"To realize this, one should compare its reports in the seventies and eighties of the last century on Morocco, on the one hand, and on Algeria and many other countries around the world, on the other hand," Tamek pointed out in reaction to the allegations contained in the reports published by AI, noting that such a comparison reveals “a barely veiled relentlessness against Morocco".
"To illustrate this paradoxical determination, I present a testimony concerning my own case," he added. "Following my arrest in May 1977 and my incarceration in the local prison of Meknes, I began to receive letters from a Belgian correspondent. I admit the fact that there was somewhere a person who was interested in my fate and I can only be grateful for it," Tamek said.
After having served my prison sentence, resumed studies and been appointed professor at the Faculty of Letters of the Mohammed VI University of Rabat, "I noticed that my name and that of other friends continued to appear incomprehensibly and unjustifiable in Amnesty International reports," Tamek said, noting that" I have drawn the attention of its officials to this incongruous fact in writing and through my correspondent.

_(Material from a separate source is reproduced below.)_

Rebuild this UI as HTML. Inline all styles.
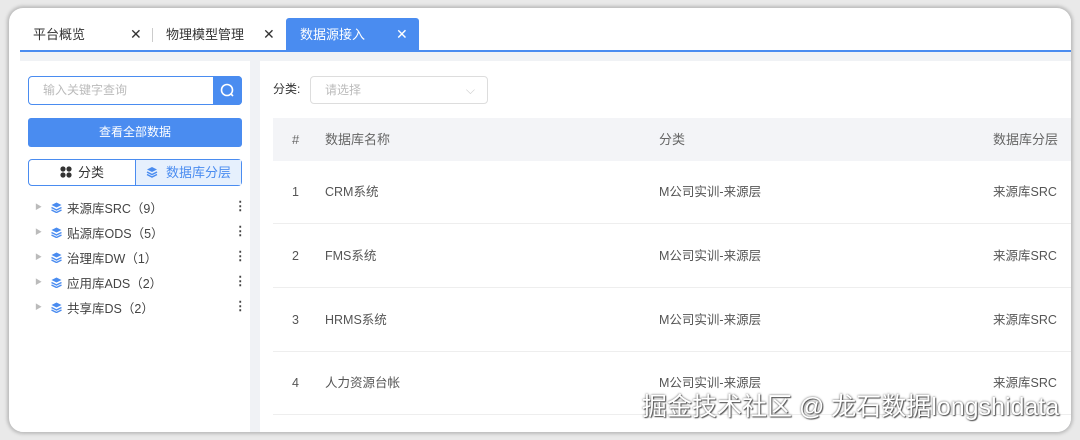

But it was a lost cause."
"In fact, in 1990, Amnesty International included in its report my name next to late Abdelkader Fadel and another person as still being a detainee," said the general delegate, who recalls having "then wrote another letter, where I informed Amnesty International that I had been a professor at the above-mentioned faculty since September 1986 and that late Abdelkader Fadel had never been arrested and that he was then a professor at El Jadida ".
"This time, I published my reaction on the Le Matin du Sahara newspaper in December 1990", Tamek pointed out, adding that "it was only after this incident and when I moved to London that Amnesty International has ceased to include my name in its reports."

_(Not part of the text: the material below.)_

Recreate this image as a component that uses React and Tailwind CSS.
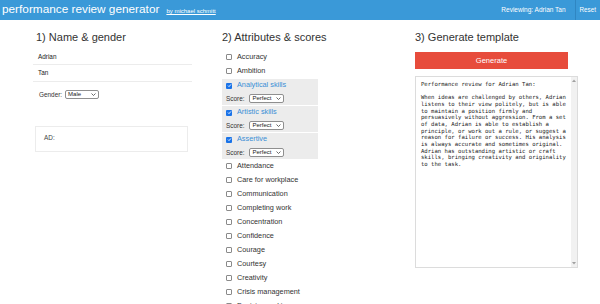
import React from "react";

const attributes = [
  { name: "Accuracy" },
  { name: "Ambition" },
  { name: "Analytical skills", checked: true },
  { name: "Artistic skills", checked: true },
  { name: "Assertive", checked: true },
  { name: "Attendance" },
  { name: "Care for workplace" },
  { name: "Communication" },
  { name: "Completing work" },
  { name: "Concentration" },
  { name: "Confidence" },
  { name: "Courage" },
  { name: "Courtesy" },
  { name: "Creativity" },
  { name: "Crisis management" },
  { name: "Decision making" },
];

const review = [
  "Performance review for Adrian Tan:",
  "",
  "When ideas are challenged by others, Adrian",
  "listens to their view politely, but is able",
  "to maintain a position firmly and",
  "persuasively without aggression. From a set",
  "of data, Adrian is able to establish a",
  "principle, or work out a rule, or suggest a",
  "reason for failure or success. His analysis",
  "is always accurate and sometimes original.",
  "Adrian has outstanding artistic or craft",
  "skills, bringing creativity and originality",
  "to the task.",
].join("\n");

const Chevron = () => (
  <svg width="5" height="3" viewBox="0 0 10 6" className="shrink-0">
    <path d="M1 1l4 4 4-4" fill="none" stroke="#444" strokeWidth="1.6" />
  </svg>
);

const Select = ({ value, className }) => (
  <div
    className={`flex items-center justify-between bg-white border border-[#8f8f8f] rounded-[2px] px-[2px] text-[6px] text-[#222] ${className}`}
  >
    <span>{value}</span>
    <Chevron />
  </div>
);

const Box = ({ checked }) =>
  checked ? (
    <span className="w-[6px] h-[6px] rounded-[1px] bg-[#1a73e8] flex items-center justify-center shrink-0">
      <svg width="5" height="5" viewBox="0 0 10 10">
        <path d="M2 5.2l2 2 4-4.4" fill="none" stroke="white" strokeWidth="1.8" />
      </svg>
    </span>
  ) : (
    <span className="w-[6px] h-[6px] rounded-[1px] border border-[#8a8a8a] bg-white shrink-0" />
  );

const App = () =>
{
  return (
    <div className="w-[600px] h-[304px] overflow-hidden bg-white text-[#333] font-['Liberation_Sans',Arial,sans-serif]">
      {/* top bar */}
      <div className="h-[20px] bg-[#3a99d8] flex items-center text-white">
        <div className="pl-[2px] text-[11.8px] leading-none">performance review generator</div>
        <a className="ml-[7px] mt-[2px] text-[6px] underline leading-none">by michael schmitt</a>
        <div className="ml-auto text-[6.5px] pr-[9px]">Reviewing: Adrian Tan</div>
        <div className="h-full flex items-center border-l border-[#2f86c2] px-[4px] text-[6.3px]">Reset</div>
      </div>

      <div className="flex pt-[11px]">
        {/* 1) name & gender */}
        <div className="ml-[36px] w-[156px]">
          <h2 className="text-[11px] leading-[13px] text-[#333]">1) Name &amp; gender</h2>
          <div className="mt-[5px] -ml-[3px]">
            <div className="h-[16px] flex items-center pl-[5px] border-b border-[#ececec] text-[6.4px] text-[#222]">Adrian</div>
            <div className="h-[17px] flex items-center pl-[5px] border-b border-[#ececec] text-[6.4px] text-[#222]">Tan</div>
          </div>
          <div className="mt-[8px] flex items-center gap-[3px] pl-[3px] text-[6.4px] text-[#333]">
            <span>Gender:</span>
            <Select value="Male" className="w-[34px] h-[9px]" />
          </div>
          <div className="mt-[26px] -ml-[1px] w-[153px] h-[26px] border border-[#ececec] pl-[8px] pt-[6px] text-[6.4px] text-[#444]">
            AD:
          </div>
        </div>

        {/* 2) attributes */}
        <div className="ml-[30px] w-[100px]">
          <h2 className="text-[11px] leading-[13px] text-[#333] whitespace-nowrap">2) Attributes &amp; scores</h2>
          <div className="mt-[6px]">
            {attributes.map((a) =>
              a.checked ? (
                <div key={a.name} className="mt-[1px] mb-0 w-[96px] bg-[#ececec]">
                  <div className="h-[13px] flex items-center gap-[5px] pl-[4px] text-[7.3px] text-[#3a8fd6]">
                    <Box checked />
                    <span>{a.name}</span>
                  </div>
                  <div className="h-[13px] flex items-center gap-[5px] pl-[4px] text-[6.4px] text-[#333]">
                    <span>Score:</span>
                    <Select value="Perfect" className="w-[35px] h-[9px]" />
                  </div>
                </div>
              ) : (
                <div key={a.name} className="h-[14px] flex items-center gap-[5px] pl-[4px] text-[7.3px] text-[#333]">
                  <Box />
                  <span className="whitespace-nowrap">{a.name}</span>
                </div>
              )
            )}
          </div>
        </div>

        {/* 3) generate */}
        <div className="ml-[93px] w-[163px]">
          <h2 className="text-[11px] leading-[13px] text-[#333]">3) Generate template</h2>
          <button className="mt-[8px] w-[153px] h-[17px] bg-[#e74c3c] text-white text-[7.5px] flex items-center justify-center">
            Generate
          </button>
          <div className="mt-[7px] h-[192px] border border-[#dcdcdc] flex">
            <div className="flex-1 pl-[5px] pt-[4px] text-[5.6px] leading-[6.67px] text-[#222] whitespace-pre font-['DejaVu_Sans_Mono',monospace] overflow-hidden">
              {review}
            </div>
            <div className="w-[6px] bg-[#f1f1f1] flex flex-col justify-between items-center py-[2px] text-[#a0a0a0]">
              <svg width="4" height="3" viewBox="0 0 8 6"><path d="M0 6l4-5 4 5z" fill="currentColor" /></svg>
              <svg width="4" height="3" viewBox="0 0 8 6"><path d="M0 0l4 5 4-5z" fill="currentColor" /></svg>
            </div>
          </div>
        </div>
      </div>
    </div>
  );
};

export default App;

"I am telling this anecdotal incident to tell my friends at Amnesty International that defending and promoting human rights is a noble mission, but it must have a universal scope and, for that, it should refrain from any distinction between humans, states or governments," Tamek underlined.
The official said he believed that "all members of Amnesty International have reason to wonder about how it acquired the expertise and the labs needed to claim that a cell phone has been spied ".
He also said that he is not among "those who dispute Amnesty International's contribution to the achievements made in the defense and promotion of human rights", stressing that the international NGO "has indeed played an undeniable role in this field across the world."
"This must be recognized despite the fact that, paradoxically, the states which were the most sensitive and the most positively reactive to its calls are not necessarily those which are safe from its biases and its unfounded allegations", he noted.